In a newly launched experiment, bags of fertilizer sit beside a long row of transparent soil-filled cylinders on a table. The cylinders are opened one by one as Van Dijk and his colleagues apply a fertilizer to each. In half of the cylinders, the fertilizer is left on the soil surface; in the other half, the researchers cover it with soil.
“In practice on farms, fertilizer has to be applied using a zero-emissions approach. That means below the surface, so as to minimize ammonia emissions. That is why we are testing the fertilizer both above ground and below the surface.”
In a nearby lab, researchers are running a four-month study to measure how these fertilizers behave in soil and what emissions they produce. Van Dijk says the team monitors carbon dioxide and methane, along with nitrogen compounds released from the soil into the air. Using sealed jars of soil fitted with sensors, the researchers track gas levels on-screen as they change after the fertilizers are applied.
Growing Potatoes With French-fries Wastewater
Using both measurement approaches, Van Dijk and his colleagues can identify which fertilizers produce the lowest emissions. Field trials planned for 2024 and 2025 will then test whether these options also perform well in terms of crop growth.
Van Dijk says the team chose potatoes as a clear, practical example of circular farming: nutrients recovered from sources such as treated household wastewater or water from food-processing plants — including potato-processing factories — are applied to fields to grow potatoes that become food, with nutrients ultimately recovered and returned to the soil again, completing the cycle.
So far, the most encouraging results in the field trials have come from human urine. The urine was collected from a housing development where toilets separate urine from solid waste. After processing, it is free of pharmaceutical residues and considered safe for agricultural use. The method uses an electric field and a membrane to separate dissolved nutrients from the water. The same housing complex also applies the treated urine in its own vegetable garden.
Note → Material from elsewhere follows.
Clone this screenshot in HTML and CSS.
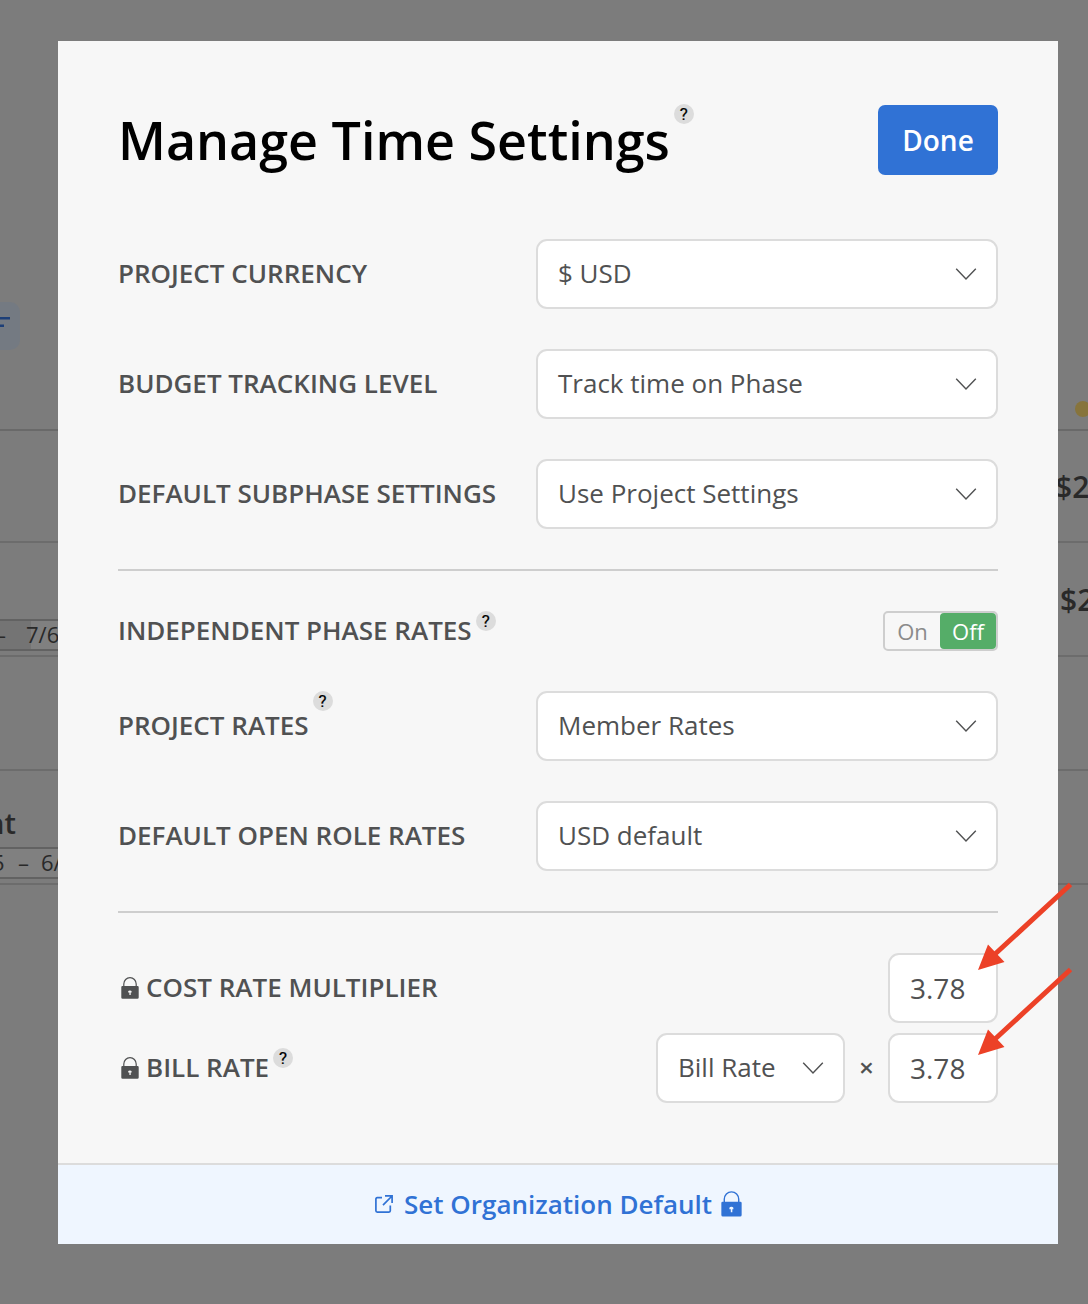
FILE: index.html
```html
<!DOCTYPE html>
<html lang="en">
<head>
<meta charset="utf-8">
<title>Manage Time Settings</title>
<link rel="stylesheet" href="styles.css">
</head>
<body>
<svg class="defs" width="0" height="0">
  <symbol id="chevron" viewBox="0 0 22 14"><path d="M1.2 1.8 11 12 20.8 1.8" fill="none" stroke="currentColor" stroke-width="1.4"/></symbol>
  <symbol id="lock" viewBox="0 0 18 22"><path d="M2.8 10V7a6.2 6.4 0 0 1 12.4 0v3" fill="none" stroke="currentColor" stroke-width="1.2"/><path fill="currentColor" fill-rule="evenodd" d="M1.4 9h15.2q1.1 0 1.1 1.2v10.3q0 1.3-1.3 1.3H1.6q-1.3 0-1.3-1.3V10.200Q.3 9 1.4 9ZM7.200 14.200v1.200h1.200v2.600h1.300v-2.600h.9v-1.200a1.750 1 0 0 0-3.400 0Z"/></symbol>
</svg>
<div class="page">
  <div class="tools"><div class="chip"><svg width="11" height="12"><path d="M0 2.300h10M0 9.800h4" stroke="#1d3f78" stroke-width="2.400"/></svg></div><i class="dot"></i></div>
  <div class="line first"><b class="amount wide">$2</b></div>
  <div class="line"><div class="dates partial"><span class="dash">–</span><span class="day">7/6</span></div><b class="amount">$2</b></div>
  <div class="line"></div>
  <div class="line"><div class="phase"><b class="name">nt</b><div class="dates"><span class="end">5</span><span class="mid">–</span><span>6/6</span></div></div></div>
</div>
<main class="modal">
  <div class="content">
    <header class="header"><h1>Manage Time Settings</h1><span class="help">?</span><button class="done">Done</button></header>
    <div class="field"><span class="label">PROJECT CURRENCY</span><div class="select"><span>$ USD</span><svg class="chevron"><use href="#chevron"/></svg></div></div>
    <div class="field"><span class="label">BUDGET TRACKING LEVEL</span><div class="select"><span>Track time on Phase</span><svg class="chevron"><use href="#chevron"/></svg></div></div>
    <div class="field"><span class="label">DEFAULT SUBPHASE SETTINGS</span><div class="select"><span>Use Project Settings</span><svg class="chevron"><use href="#chevron"/></svg></div></div>
    <hr>
    <div class="field short"><span class="label">INDEPENDENT PHASE RATES</span><span class="help">?</span><div class="toggle"><span>On</span><span class="on">Off</span></div></div>
    <div class="field"><span class="label">PROJECT RATES</span><span class="help">?</span><div class="select"><span>Member Rates</span><svg class="chevron"><use href="#chevron"/></svg></div></div>
    <div class="field"><span class="label">DEFAULT OPEN ROLE RATES</span><div class="select"><span>USD default</span><svg class="chevron"><use href="#chevron"/></svg></div></div>
    <hr>
    <div class="rates">
      <div class="field"><svg class="lock"><use href="#lock"/></svg><span class="label">COST RATE MULTIPLIER</span><div class="number">3.78</div></div>
      <div class="field"><svg class="lock"><use href="#lock"/></svg><span class="label">BILL RATE</span><span class="help low">?</span><div class="select small"><span>Bill Rate</span><svg class="chevron"><use href="#chevron"/></svg></div><span class="times">×</span><div class="number">3.78</div></div>
    </div>
  </div>
  <footer class="footer">
    <svg class="external" viewBox="0 0 18 18" fill="none" stroke="currentColor" stroke-width="1.700"><path d="M7 2.700H2.200Q.9 2.700.9 4v11.800q0 1.300 1.300 1.300H14q1.300 0 1.300-1.300V10.500M10 .9h7.100V8M17 1 8 10.200"/></svg>
    <span>Set Organization Default</span>
    <svg class="lock big"><use href="#lock"/></svg>
  </footer>
</main>
<svg class="arrows" width="96" height="174" viewBox="0 0 96 174" fill="#ec4127" stroke="#ec4127">
  <path d="M93.500 2.500 17 73M93.500 87.500 17 158" stroke-width="5"/>
  <path d="M1 88 11 62.500 27.500 80ZM1 173 11 147.500 27.500 165Z" stroke="none"/>
</svg>
</body>
</html>
```

FILE: styles.css
```css
* { box-sizing: border-box; }
body { margin: 0; position: relative; width: 1088px; height: 1304px; overflow: hidden; background: #7c7c7c; font-family: "Open Sans", sans-serif; color: #505152; }
.defs { position: absolute; }

/* dimmed page behind the dialog */
.page { position: absolute; inset: 0; overflow: hidden; color: #292929; }
.tools { height: 431px; border-bottom: 2px solid #696969; display: flex; justify-content: space-between; padding-top: 302px; }
.chip { width: 20px; height: 48px; padding-top: 14px; background: #747a82; border-radius: 0 10px 10px 0; }
.chip svg { display: block; }
.dot { width: 16px; height: 16px; margin: 99px -3px 0 0; border-radius: 50%; background: #87743c; }
.line { height: 114px; border-bottom: 2px solid #6c6c6c; display: flex; align-items: flex-start; }
.line.first { height: 112px; }
.amount { margin: 36px -10px 0 auto; width: 38px; font-size: 30px; line-height: 42px; font-weight: 600; white-space: nowrap; }
.amount.wide { width: 43px; margin-top: 35px; }
.dates { width: 110px; height: 32px; border: solid #626262; border-width: 2px 0; background: #808080; display: flex; font-size: 22px; line-height: 28px; white-space: nowrap; }
.dates.partial { margin-top: 76px; background: linear-gradient(90deg, #747474 31px, #808080 31px); line-height: 26px; }
.dash { width: 26px; margin-left: -5px; }
.day { margin-left: 5px; }
.end { margin-left: -8px; width: 26px; }
.mid { width: 23px; }
.phase .dates { line-height: 26px; }
.name { display: block; height: 76px; padding-top: 31px; margin-left: -14px; font-size: 29px; line-height: 42px; font-weight: 600; }

.modal { position: absolute; left: 58px; top: 41px; width: 1000px; height: 1203px; display: flex; flex-direction: column; background: #f7f7f7; }
.content { flex: 1; padding: 64px 60px 60px; display: flex; flex-direction: column; gap: 40px; }
.header { display: flex; align-items: center; height: 70px; margin-bottom: 24px; }
h1 { margin: 0; font-size: 52px; line-height: 70px; font-weight: 600; color: #000; white-space: nowrap; }
.help { flex: none; align-self: flex-start; width: 20px; height: 20px; margin-left: 4px; border-radius: 50%; background: #dcdcdc; color: #000; font: 400 17px/20px Roboto, sans-serif; -webkit-text-stroke: .2px #000; text-align: center; }
.help.low { margin-top: 15px; }
.header .help { margin-top: -1px; }
.done { margin-left: auto; width: 120px; height: 70px; border: 0; padding: 0; border-radius: 7px; background: #3072d5; color: #fff; font: 600 28px/70px "Open Sans", sans-serif; }
.field { display: flex; align-items: center; height: 70px; }
.field.short { height: 40px; }
.label { padding-bottom: 2px; font-size: 26px; line-height: 36px; font-weight: 600; white-space: nowrap; }
.select { margin-left: auto; width: 462px; height: 70px; padding: 0 19px 0 20px; display: flex; align-items: center; justify-content: space-between; border: 2px solid #dcdcdc; border-radius: 11px; background: #fff; font-size: 26px; white-space: nowrap; }
.select span { padding-bottom: 2px; line-height: 36px; }
.select.small { width: 189px; }
.chevron { width: 22px; height: 14px; }
hr { width: 100%; height: 2px; margin: 0; border: 0; background: #cecece; }
.toggle { margin-left: auto; width: 115px; height: 40px; display: flex; border: 2px solid #cecece; border-radius: 5px; font-size: 22px; line-height: 36px; text-align: center; color: #8b8b8b; }
.toggle span { width: 55px; }
.toggle .on { width: 56px; height: 36px; border-radius: 4px; background: #55ad68; color: #fff; }
.rates { display: flex; flex-direction: column; gap: 10px; }
.lock { width: 18px; height: 22px; margin: 0 7px 0 3px; }
.number { width: 110px; height: 70px; margin-left: auto; padding-left: 20px; border: 2px solid #dcdcdc; border-radius: 11px; background: #fff; font-size: 28px; line-height: 66px; }
.times { width: 43px; padding-bottom: 2px; line-height: 36px; text-align: center; font-size: 26px; font-weight: 600; }
.times + .number { margin-left: 0; }
.footer { height: 81px; padding: 0 0 2px 1px; border-top: 2px solid #dcdcdc; background: #eff6ff; display: flex; align-items: center; justify-content: center; color: #3072d5; font-size: 26px; font-weight: 600; white-space: nowrap; }
.external { width: 18px; height: 18px; margin-right: 11px; }
.lock.big { width: 21px; height: 26px; margin: 0 0 0 9px; }
.arrows { position: absolute; left: 977px; top: 882px; }
```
Van Dijk believes several other circular fertilizers could eventually reach the market, especially nitrogen-rich products recovered from sewage treatment (such as ammonium sulphate and ammonium nitrate) and the nutrient-rich sludge left after purifying wastewater from the food industry.
He says wider adoption depends on legal changes. While fertilizer granules made from incinerated sewage-sludge ash have been permitted since early 2024, many other recovered products are still excluded. One sticking point is that Dutch rules treat fertilizers derived from industrial wastewater as strictly as those from sewage sludge, even though wastewater from food processing is often much cleaner. Van Dijk argues regulations should better reflect these differences, balancing safety with sustainability.
He is continuing to gather evidence on which circular fertilizers perform best and expects to share this year’s results in early 2026. He adds that public acceptance remains a hurdle: people often find the idea of using treated human waste unpleasant, even when treated urine is odorless and safe. In his view, these alternatives will be increasingly necessary as agriculture relies less on animal manure and inorganic fertilizer.
This research is being carried out in collaboration with KWR and LeAF, with funding from TKI Agri & Food and TKI Water Technology.